An honest look at where we are leads me to conclude that the hoped-for return to normal is, at best, wishful thinking. After 21 months of Covid, it appears more likely that we will find ourselves in a “new normal” because so much has already changed that life will not easily revert to its pre-pandemic state.

Many government agencies and large corporate entities have continued to permit staff to work remotely — with many choosing not to return to their offices. Many lower-paid service workers, after initially being laid off, have joined the “gig economy.” They are earning more and enjoying the freedom and flexibility it provides. As their former workplaces have reopened, employers, finding it difficult to find replacement staff, have been forced to increase wages. In major cities, office spaces are empty and some businesses that serviced them have closed. To accommodate customers concerned with disease, restaurants have expanded outdoor seating and cut off street parking. Public transit has scaled back due to reductions in ridership. As a result, the face of city centers has changed.

But the most serious changes aren’t physical, they are political and psychological. In our new normal, we have become a dangerously divided polity in which we not only disagree on such fundamental issues as race and gender equality, but also have now politicized and become deeply divided over the health of ourselves, our children, and our communities.

School board and city council meetings have erupted in shouting matches over proposed mask and vaccine mandates. And some public officials who have imposed them have received death threats. It’s particularly worrisome that the angry debates on these matters of life and death aren’t even rational. Covid-19 infection rates among the unvaccinated are five times greater than those among the vaccinated, while the hospitalization and death rates are 10 times greater among the unvaccinated.

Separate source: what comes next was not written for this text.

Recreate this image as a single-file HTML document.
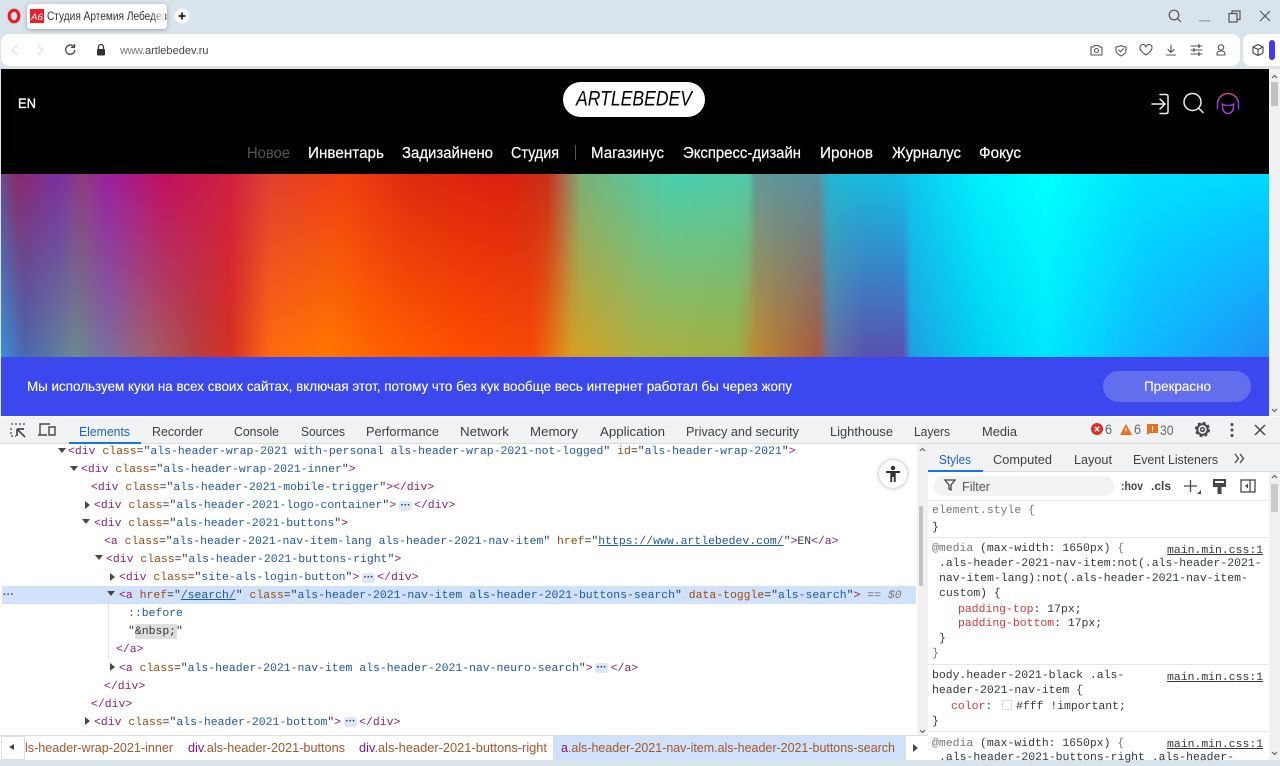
<!DOCTYPE html>
<html><head><meta charset="utf-8"><title>Студия Артемия Лебедева</title>
<style>
html,body{margin:0;padding:0;width:1280px;height:760px;overflow:hidden;background:#d9e3ec;font-family:"Liberation Sans","Noto Sans CJK SC",sans-serif}
div{position:absolute;box-sizing:border-box}
.c{font:11.45px/16px "Liberation Mono",monospace;white-space:pre;text-rendering:geometricPrecision;color:#303942;height:16px;margin-top:1px}
.c b{font-weight:normal;color:#94206f}.c i{font-style:normal;color:#9a4c12}.c u{text-decoration:none;color:#2356ad}.c s{text-decoration:underline;color:#2356ad}
.c q{quotes:none;display:inline-block;width:18px}
.r{color:#d83a3a}.g{color:#777}.l{text-decoration:underline;color:#303942}
.m{width:13px;height:10px;background:#dbe7f7;border-radius:3px;color:#333;font:bold 10px/10px "Liberation Sans",sans-serif;text-align:center;margin-top:1px}
.tr{width:0;height:0}
.d{border-top:5px solid #474747;border-left:4px solid transparent;border-right:4px solid transparent}
.f{border-left:5px solid #474747;border-top:4px solid transparent;border-bottom:4px solid transparent}
.hr{left:928px;width:340px;height:1px;background:#e6e6e6}
svg{position:absolute;left:0;top:0}
</style></head><body>
<!-- browser chrome -->
<div style="left:27px;top:4px;width:140px;height:25px;background:#fff;border-radius:4px;box-shadow:0 1px 4px rgba(60,70,90,.4)"></div>
<div style="left:1px;top:34px;width:1239px;height:32px;background:#fff;border-radius:8px"></div>
<div style="left:1243px;top:34px;width:37px;height:32px;background:#fff;border-radius:8px 0 0 8px"></div>
<div style="left:1269px;top:40px;width:6px;height:20px;background:#4a35f0;border-radius:3px"></div>
<div style="left:30px;top:9px;width:14px;height:14px;background:#e8202c"></div>
<!-- page -->
<div style="left:1px;top:69px;width:1268px;height:105px;background:#000"></div>
<div style="left:563px;top:82px;width:142px;height:35px;background:#fff;border-radius:18px"></div>
<div style="left:1px;top:174px;width:1268px;height:184px;background:linear-gradient(90deg,#3a90d8 0,#4a68b0 24px,#6a8a90 73px,#7a70a0 106px,#a06070 147px,#b84040 196px,#d83020 229px,#ff6a10 269px,#ff7800 327px,#ff6400 376px,#ff5000 457px,#f84a08 531px,#d8a020 571px,#b0b040 637px,#a0b040 735px,#c08a30 755px,#a85a40 816px,#6a70a0 829px,#5a50b0 865px,#5a50b0 902px,#20a0e0 910px,#00d0f0 980px,#00e8ff 1045px,#10b8ff 1143px,#2090f8 1265px)"></div>
<div style="left:1px;top:174px;width:1268px;height:184px;background:linear-gradient(90deg,#6a4a8a 0,#8a2a6a 16px,#7a30a0 57px,#8f3a80 82px,#9a20a0 106px,#c01060 163px,#d02040 229px,#e04030 269px,#f04010 343px,#e02a10 408px,#d82010 506px,#c83018 547px,#a86a50 563px,#78b078 580px,#48d0b0 669px,#50c8a8 747px,#609898 755px,#5a90a0 816px,#20b8d0 829px,#10c0e8 898px,#00f0ff 980px,#00ffff 1045px,#00e0ff 1143px,#00d8ff 1265px);-webkit-mask-image:linear-gradient(180deg,#000 0,rgba(0,0,0,0) 100%);mask-image:linear-gradient(180deg,#000 0,rgba(0,0,0,0) 100%)"></div>
<div style="left:1px;top:357px;width:1268px;height:59px;background:#3b48ee"></div>
<div style="left:1103px;top:371px;width:148px;height:31px;background:#636eef;border-radius:16px"></div>
<!-- scrollbar page -->
<div style="left:1269px;top:69px;width:11px;height:347px;background:#f1f1f1"></div>
<div style="left:1271px;top:82px;width:7px;height:24px;background:#c1c1c1"></div>
<!-- devtools -->
<div style="left:0;top:416px;width:1280px;height:344px;background:#fff"></div>
<div style="left:0;top:417px;width:1280px;height:27px;background:#f1f2f3;border-bottom:1px solid #dcdcdc"></div>
<div style="left:69px;top:442px;width:72px;height:2px;background:#1a73e8"></div>
<div style="left:917px;top:444px;width:11px;height:292px;background:#f1f1f1"></div>
<div style="left:919px;top:506px;width:4px;height:80px;background:#c4c4c4"></div>
<div style="left:928px;top:444px;width:352px;height:28px;background:#f1f2f3;border-bottom:1px solid #dcdcdc"></div>
<div style="left:928px;top:470px;width:55px;height:2px;background:#1a73e8"></div>
<div style="left:934px;top:476px;width:180px;height:20px;background:#f1f2f3;border-radius:10px"></div>
<div style="left:1269px;top:472px;width:11px;height:288px;background:#f1f1f1"></div>
<div style="left:1271px;top:484px;width:7px;height:28px;background:#c9c9c9"></div>
<div style="left:2px;top:586px;width:914px;height:18px;background:#d0e2fa"></div>
<div style="left:135px;top:624px;width:42px;height:15px;background:#dedede"></div>
<div style="left:108px;top:604px;width:1px;height:54px;background:#e8e8e8"></div>
<div class="hr" style="top:500px"></div><div class="hr" style="top:537px"></div><div class="hr" style="top:664px"></div><div class="hr" style="top:731px"></div>
<!-- tree -->
<div class="tr d" style="left:58px;top:448px"></div>
<div class="tr d" style="left:70px;top:466px"></div>
<div class="tr f" style="left:85px;top:501px"></div>
<div class="tr d" style="left:82px;top:519px"></div>
<div class="tr d" style="left:95px;top:555px"></div>
<div class="tr f" style="left:110px;top:573px"></div>
<div class="tr d" style="left:107px;top:591px"></div>
<div class="tr f" style="left:110px;top:663px"></div>
<div class="tr f" style="left:85px;top:717px"></div>
<div class="c" style="left:68px;top:443px"><b>&lt;div</b> <i>class</i>="<u>als-header-wrap-2021 with-personal als-header-wrap-2021-not-logged</u>" <i>id</i>="<u>als-header-wrap-2021</u>"<b>&gt;</b></div>
<div class="c" style="left:81px;top:461px"><b>&lt;div</b> <i>class</i>="<u>als-header-wrap-2021-inner</u>"<b>&gt;</b></div>
<div class="c" style="left:91px;top:479px"><b>&lt;div</b> <i>class</i>="<u>als-header-2021-mobile-trigger</u>"<b>&gt;&lt;/div&gt;</b></div>
<div class="c" style="left:94px;top:497px"><b>&lt;div</b> <i>class</i>="<u>als-header-2021-logo-container</u>"<b>&gt;</b><q></q><b>&lt;/div&gt;</b></div>
<div class="c" style="left:94px;top:515px"><b>&lt;div</b> <i>class</i>="<u>als-header-2021-buttons</u>"<b>&gt;</b></div>
<div class="c" style="left:104px;top:533px"><b>&lt;a</b> <i>class</i>="<u>als-header-2021-nav-item-lang als-header-2021-nav-item</u>" <i>href</i>="<s>https://www.artlebedev.com/</s>"<b>&gt;</b>EN<b>&lt;/a&gt;</b></div>
<div class="c" style="left:106px;top:551px"><b>&lt;div</b> <i>class</i>="<u>als-header-2021-buttons-right</u>"<b>&gt;</b></div>
<div class="c" style="left:119px;top:569px"><b>&lt;div</b> <i>class</i>="<u>site-als-login-button</u>"<b>&gt;</b><q></q><b>&lt;/div&gt;</b></div>
<div class="c" style="left:119px;top:587px"><b>&lt;a</b> <i>href</i>="<s>/search/</s>" <i>class</i>="<u>als-header-2021-nav-item als-header-2021-buttons-search</u>" <i>data-toggle</i>="<u>als-search</u>"<b>&gt;</b> <span class="g">== <em>$0</em></span></div>
<div class="c" style="left:128px;top:605px;color:#2356ad">::before</div>
<div class="c" style="left:128px;top:623px">"&amp;nbsp;"</div>
<div class="c" style="left:116px;top:641px"><b>&lt;/a&gt;</b></div>
<div class="c" style="left:119px;top:660px"><b>&lt;a</b> <i>class</i>="<u>als-header-2021-nav-item als-header-2021-nav-neuro-search</u>"<b>&gt;</b><q></q><b>&lt;/a&gt;</b></div>
<div class="c" style="left:104px;top:678px"><b>&lt;/div&gt;</b></div>
<div class="c" style="left:91px;top:696px"><b>&lt;/div&gt;</b></div>
<div class="c" style="left:94px;top:714px"><b>&lt;div</b> <i>class</i>="<u>als-header-2021-bottom</u>"<b>&gt;</b><q></q><b>&lt;/div&gt;</b></div>
<div class="m" style="left:399px;top:500px">···</div>
<div class="m" style="left:362px;top:572px">···</div>
<div class="m" style="left:595px;top:662px">···</div>
<div class="m" style="left:344px;top:716px">···</div>
<div style="left:3px;top:590px;font:bold 11px/11px 'Liberation Sans',sans-serif;color:#555">···</div>
<!-- styles -->
<div class="c g" style="left:932px;top:502px">element.style {</div>
<div class="c" style="left:932px;top:519px">}</div>
<div class="c" style="left:932px;top:540px"><span class="g">@media</span> (max-width: 1650px) <span class="g">{</span></div>
<div class="c" style="left:939px;top:555px">.als-header-2021-nav-item:not(.als-header-2021-</div>
<div class="c" style="left:939px;top:570px">nav-item-lang):not(.als-header-2021-nav-item-</div>
<div class="c" style="left:939px;top:585px">custom) {</div>
<div class="c" style="left:958px;top:601px"><span class="r">padding-top</span>: 17px;</div>
<div class="c" style="left:958px;top:615px"><span class="r">padding-bottom</span>: 17px;</div>
<div class="c" style="left:939px;top:630px">}</div>
<div class="c g" style="left:932px;top:645px">}</div>
<div class="c" style="left:932px;top:667px">body.header-2021-black .als-</div>
<div class="c" style="left:932px;top:682px">header-2021-nav-item {</div>
<div class="c" style="left:951px;top:698px"><span class="r">color</span>:</div>
<div class="c" style="left:1016px;top:698px">#fff !important;</div>
<div style="left:1002px;top:700px;width:10px;height:10px;border:1px solid #ddd;background:#fff"></div>
<div class="c" style="left:932px;top:713px">}</div>
<div class="c" style="left:932px;top:735px"><span class="g">@media</span> (max-width: 1650px) <span class="g">{</span></div>
<div class="c" style="left:939px;top:749px">.als-header-2021-buttons-right .als-header-</div>
<div class="c l" style="left:1167px;top:542px">main.min.css:1</div>
<div class="c l" style="left:1167px;top:669px">main.min.css:1</div>
<div class="c l" style="left:1167px;top:736px">main.min.css:1</div>
<!-- breadcrumbs -->
<div style="left:0;top:735px;width:928px;height:25px;background:#fff;border-top:1px solid #ddd"></div>
<div style="left:553px;top:736px;width:352px;height:24px;background:#d0e2fa"></div>
<div style="left:1px;top:736px;width:24px;height:24px;background:#fff;border:1px solid #e0e0e0"></div>
<div style="left:905px;top:736px;width:23px;height:24px;background:#fff;border-left:1px solid #e0e0e0"></div>
<div class="tr" style="left:9px;top:744px;border-right:5px solid #444;border-top:3.5px solid transparent;border-bottom:3.5px solid transparent"></div>
<div class="tr f" style="left:913px;top:744px"></div>
<!-- floating a11y button -->
<div style="left:879px;top:460px;width:28px;height:28px;border-radius:50%;background:#fff;box-shadow:0 0 4px rgba(0,0,0,.35)"></div>

<svg width="1280" height="760" viewBox="0 0 1280 760" font-family="'Liberation Sans','Noto Sans CJK SC',sans-serif">
 <defs><linearGradient id="fade" x1="0" x2="1" y1="0" y2="0"><stop offset="0" stop-color="#fff" stop-opacity="0"/><stop offset="1" stop-color="#fff"/></linearGradient>
 <linearGradient id="arch" x1="0" x2="0" y1="0" y2="1"><stop offset="0" stop-color="#d0506e"/><stop offset=".5" stop-color="#9a40c8"/><stop offset="1" stop-color="#6a3ee0"/></linearGradient></defs>
 <!-- opera -->
 <ellipse cx="14" cy="16" rx="4.800" ry="5.800" fill="none" stroke="#ee1a2e" stroke-width="3.200"/>
 <text x="31" y="20" font-size="9" font-style="italic" fill="#fff" textLength="12" lengthAdjust="spacingAndGlyphs">A6</text>
 <text x="47" y="20" font-size="12" fill="#333" textLength="120" lengthAdjust="spacingAndGlyphs">Студия Артемия Лебедев</text>
 <rect x="152" y="8" width="13" height="16" fill="url(#fade)"/>
 <circle cx="182" cy="16" r="7.500" fill="#fff"/><path d="M178.500 16h7M182 12.500v7" stroke="#222" stroke-width="1.800"/>
 <!-- win controls -->
 <g fill="none" stroke="#555" stroke-width="1.200">
  <circle cx="1174" cy="15" r="4.800"/><path d="M1177.500 18.500l3.500 3.500"/>
  <path d="M1199 20.800h11" stroke="#999"/>
  <path d="M1229 13.500h8v8.500h-8zM1232 13.500v-2.500h8v8.500h-3"/>
  <path d="M1260 11l10 10M1270 11l-10 10"/>
 </g>
 <!-- nav -->
 <g fill="none" stroke-linecap="round" stroke-linejoin="round">
  <path d="M17 45.500l-5 4.500 5 4.500M38 45.500l5 4.500-5 4.500" stroke="#d6dade" stroke-width="1.100"/>
  <path d="M74 47a4.600 4.600 0 1 0 .8 3.400M74.500 44.500v3h-3" stroke="#444" stroke-width="1.300"/>
  <path d="M98.500 49v-2a2.500 2.500 0 0 1 5 0v2" stroke="#333" stroke-width="1.200"/>
 </g>
 <rect x="97" y="49" width="8" height="6.500" rx="1" fill="#333"/>
 <text x="120" y="54" font-size="11" fill="#77797c" textLength="25">www.</text><text x="145" y="54" font-size="11" fill="#444" textLength="63.500" lengthAdjust="spacingAndGlyphs">artlebedev.ru</text>
 <g fill="none" stroke="#555" stroke-width="1.100" stroke-linejoin="round" stroke-linecap="round">
  <path d="M1091 47h2.500l1-1.500h4l1 1.500h2.500v8h-11z"/><circle cx="1096.500" cy="50.500" r="2"/>
  <path d="M1121 45.500q-3 1.500-5 1.500v3.500q0 3 5 5.500q5-2.500 5-5.500v-3.500q-2 0-5-1.500zM1118.800 50l1.700 1.800 2.800-3"/>
  <path d="M1146 55q-6-4-6-7a3 3 0 0 1 6-1a3 3 0 0 1 6 1q0 3-6 7z"/>
  <path d="M1171 45v7M1168 49.500l3 3 3-3M1166.500 55h9"/>
  <path d="M1191 46h11M1191 50h11M1191 54h11"/><path d="M1199 44.800v2.400M1194 48.800v2.400M1199 52.800v2.400" stroke-width="1.500"/>
  <circle cx="1221" cy="47.500" r="2.700"/><path d="M1217 55v-1q0-3 4-3t4 3v1z"/>
  <path d="M1258 44.500l5 2.500v6l-5 2.500-5-2.500v-6zM1253 47l5 2.500 5-2.500M1258 49.500v6" stroke="#444"/>
 </g>
 <!-- site header -->
 <text x="18" y="108" font-size="14" fill="#fff" stroke="#fff" stroke-width=".35" textLength="18" lengthAdjust="spacingAndGlyphs">EN</text>
 <text x="576" y="105.500" font-size="21" font-style="italic" fill="#000" textLength="116" lengthAdjust="spacingAndGlyphs">ARTLEBEDEV</text>
 <g fill="none" stroke="#eee" stroke-width="1.500" stroke-linecap="round" stroke-linejoin="round">
  <path d="M1160 94.500h6q2 0 2 2v15q0 2-2 2h-6M1152 104h13M1160 99l5 5-5 5"/>
  <circle cx="1192.500" cy="102" r="8.500"/><path d="M1198.500 108l4.500 4.500"/>
 </g>
 <g fill="none" stroke-width="1.500" stroke-linecap="round">
  <path d="M1217.500 109v-5a10.500 10.500 0 0 1 21 0v5" stroke="url(#arch)"/><path d="M1222 104q6 3 12 0" stroke="#8a3ed8"/><path d="M1222.500 105v2a5.500 6.500 0 0 0 11 0v-2" stroke="#a045c8"/>
 </g>
 <g font-size="15.500" fill="#fff" stroke="#fff" stroke-width=".2">
  <text x="247" y="158" fill="#555" stroke="none" textLength="43" lengthAdjust="spacingAndGlyphs">Новое</text>
  <text x="308" y="158" textLength="76" lengthAdjust="spacingAndGlyphs">Инвентарь</text>
  <text x="402" y="158" textLength="91" lengthAdjust="spacingAndGlyphs">Задизайнено</text>
  <text x="511" y="158" textLength="48" lengthAdjust="spacingAndGlyphs">Студия</text>
  <text x="591" y="158" textLength="73" lengthAdjust="spacingAndGlyphs">Магазинус</text>
  <text x="683" y="158" textLength="118" lengthAdjust="spacingAndGlyphs">Экспресс-дизайн</text>
  <text x="820" y="158" textLength="53" lengthAdjust="spacingAndGlyphs">Иронов</text>
  <text x="892" y="158" textLength="69" lengthAdjust="spacingAndGlyphs">Журналус</text>
  <text x="979" y="158" textLength="42" lengthAdjust="spacingAndGlyphs">Фокус</text>
 </g>
 <path d="M575.500 145v15" stroke="#555"/>
 <text x="27" y="391" font-size="14" fill="#fff" stroke="#fff" stroke-width=".12" textLength="765" lengthAdjust="spacingAndGlyphs">Мы используем куки на всех своих сайтах, включая этот, потому что без кук вообще весь интернет работал бы через жопу</text>
 <text x="1144" y="391" font-size="14" fill="#fff" stroke="#fff" stroke-width=".12" textLength="67" lengthAdjust="spacingAndGlyphs">Прекрасно</text>
 <!-- scroll arrows -->
 <path d="M1272 78l2.500-2.500 2.500 2.500M1272 409l2.500 2.500 2.500-2.500M1272 478l2.500-2.500 2.500 2.500M1272 752l2.500 2.500 2.500-2.500M920 451l2.500-2.500 2.500 2.500M920 730l2.500 2.500 2.500-2.500" fill="none" stroke="#666" stroke-width="1.200"/>
 <!-- devtools tabs -->
 <g font-size="13" fill="#3c4043">
  <text x="79" y="436" fill="#1a64d0" textLength="51" lengthAdjust="spacingAndGlyphs">Elements</text>
  <text x="152" y="436" textLength="51" lengthAdjust="spacingAndGlyphs">Recorder</text>
  <text x="234" y="436" textLength="45" lengthAdjust="spacingAndGlyphs">Console</text>
  <text x="301" y="436" textLength="44" lengthAdjust="spacingAndGlyphs">Sources</text>
  <text x="366" y="436" textLength="73" lengthAdjust="spacingAndGlyphs">Performance</text>
  <text x="460" y="436" textLength="49" lengthAdjust="spacingAndGlyphs">Network</text>
  <text x="530" y="436" textLength="48" lengthAdjust="spacingAndGlyphs">Memory</text>
  <text x="600" y="436" textLength="65" lengthAdjust="spacingAndGlyphs">Application</text>
  <text x="686" y="436" textLength="113" lengthAdjust="spacingAndGlyphs">Privacy and security</text>
  <text x="830" y="436" textLength="63" lengthAdjust="spacingAndGlyphs">Lighthouse</text>
  <text x="914" y="436" textLength="36" lengthAdjust="spacingAndGlyphs">Layers</text>
  <text x="982" y="436" textLength="35" lengthAdjust="spacingAndGlyphs">Media</text>
  <text x="939" y="464" fill="#1a64d0" textLength="32" lengthAdjust="spacingAndGlyphs">Styles</text>
  <text x="993" y="464" textLength="59" lengthAdjust="spacingAndGlyphs">Computed</text>
  <text x="1074" y="464" textLength="38" lengthAdjust="spacingAndGlyphs">Layout</text>
  <text x="1133" y="464" textLength="85" lengthAdjust="spacingAndGlyphs">Event Listeners</text>
  <text x="962" y="491" fill="#555" textLength="28" lengthAdjust="spacingAndGlyphs">Filter</text>
  <text x="1121" y="490" font-size="12" font-weight="bold" fill="#444" textLength="22" lengthAdjust="spacingAndGlyphs">:hov</text>
  <text x="1151" y="490" font-size="12" font-weight="bold" fill="#444" textLength="20" lengthAdjust="spacingAndGlyphs">.cls</text>
  <text x="1105" y="434" font-size="14" fill="#666" textLength="7" lengthAdjust="spacingAndGlyphs">6</text>
  <text x="1134" y="434" font-size="14" fill="#666" textLength="7" lengthAdjust="spacingAndGlyphs">6</text>
  <text x="1160" y="435" font-size="14" fill="#666" textLength="13.500" lengthAdjust="spacingAndGlyphs">30</text>
 </g>
 <!-- status icons -->
 <circle cx="1097" cy="429" r="6" fill="#d93025"/><path d="M1094.800 426.800l4.400 4.400M1099.200 426.800l-4.400 4.400" stroke="#fff" stroke-width="1.400"/>
 <path d="M1120 435l6-11 6 11z" fill="#e8711a"/><path d="M1126 428v3.500" stroke="#fff"/>
 <path d="M1147 424h11v9h-8l-3 2z" fill="#e8711a"/><path d="M1152.500 426v4M1152.500 431v1" stroke="#fff"/>
 <!-- devtools icons -->
 <g fill="none" stroke="#474747" stroke-width="1.300">
  <path d="M11 424h2M15 424h2M19 424h2M23 424h2M11 428v2M11 432v2M11 436h2M15 436h1" stroke-width="1.300"/>
  <path d="M17 429h7M17 429v7M17 429l8 8" stroke-width="1.700"/>
  <path d="M50 424h-10v11h-2M38 435h9M49 427h6v8h-6z" stroke-width="1.400"/>
  <circle cx="1202.500" cy="429.500" r="5.200" stroke-width="2"/>
  <circle cx="1202.500" cy="429.500" r="6.600" stroke-width="2" stroke-dasharray="2.900 2.300"/>
  <circle cx="1202.500" cy="429.500" r="1.900" stroke-width="1.500"/>
  <path d="M1255 425l10 10M1265 425l-10 10" stroke-width="1.500"/>
  <path d="M1235 454l3.500 4.500-3.500 4.500M1240 454l3.500 4.500-3.500 4.500"/>
  <path d="M945 480h10l-4 5v5l-2-1v-4z"/>
  <path d="M1184 486h13M1190.500 480v12" stroke-width="1.300"/>
  <rect x="1241" y="480" width="14" height="12"/><path d="M1250 480v12"/>
 </g>
 <path d="M1197 494h4v-4z" fill="#474747"/>
 <path d="M1213 479h13v8h-13z" fill="#474747"/><path d="M1215 481h9v2h-9z" fill="#fff"/><path d="M1217.500 487h4v7h-4z" fill="#474747"/>
 <path d="M1248 483.500l-3 2.500 3 2.500z" fill="#474747"/>
 <circle cx="1232" cy="424.500" r="1.500" fill="#474747"/><circle cx="1232" cy="430" r="1.500" fill="#474747"/><circle cx="1232" cy="435.500" r="1.500" fill="#474747"/>
 <!-- a11y -->
 <circle cx="893" cy="468" r="2.200" fill="#333"/><path d="M886 471h14v2h-4.300v9h-1.900v-5h-1.600v5h-1.900v-9H886z" fill="#333"/>
 <!-- breadcrumbs -->
 <g font-size="12.500">
  <text x="25" y="752" fill="#a5562a" textLength="148" lengthAdjust="spacingAndGlyphs">ls-header-wrap-2021-inner</text>
  <text x="188" y="752" fill="#a5562a" textLength="157" lengthAdjust="spacingAndGlyphs"><tspan fill="#881280">div</tspan>.als-header-2021-buttons</text>
  <text x="359" y="752" fill="#a5562a" textLength="188" lengthAdjust="spacingAndGlyphs"><tspan fill="#881280">div</tspan>.als-header-2021-buttons-right</text>
  <text x="561" y="752" fill="#a5562a" textLength="334" lengthAdjust="spacingAndGlyphs"><tspan fill="#881280">a</tspan>.als-header-2021-nav-item.als-header-2021-buttons-search</text>
 </g>
</svg>
</body></html>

I fear that this deep and abiding division will carry over into a new normal. It will be a long time before some of us feel comfortable going maskless, and we will eye with suspicion and some fear or resentment those who refuse to mask or keep their distance. The maskless, in turn, will see those in masks not as individuals concerned with the health of themselves and their families, but as haughty liberals making a political statement.

This is where I fear we are. Our cities are changing, our workplaces are as well. We have become so deeply and angrily divided that even deadly disease has become partisan. Even if this new Omicron variant or the ones that follow are contained, I think it best that we shed the illusion that we will awaken one morning to find the pandemic over and life returned to the way it was. The normal that was is no longer. The Covid-19 pandemic is transforming the lives of this generation the way the Great Depression, World Wars, and the Cold War shaped the lives of our grandparents and parents. They adapted and survived. And I still have hope that we will too.


Disclaimer: The views and opinions expressed in this article are those of the author and do not necessarily reflect the position of the Arab American Institute. The Arab American Institute is a non-profit, nonpartisan national leadership organization that does not endorse candidates.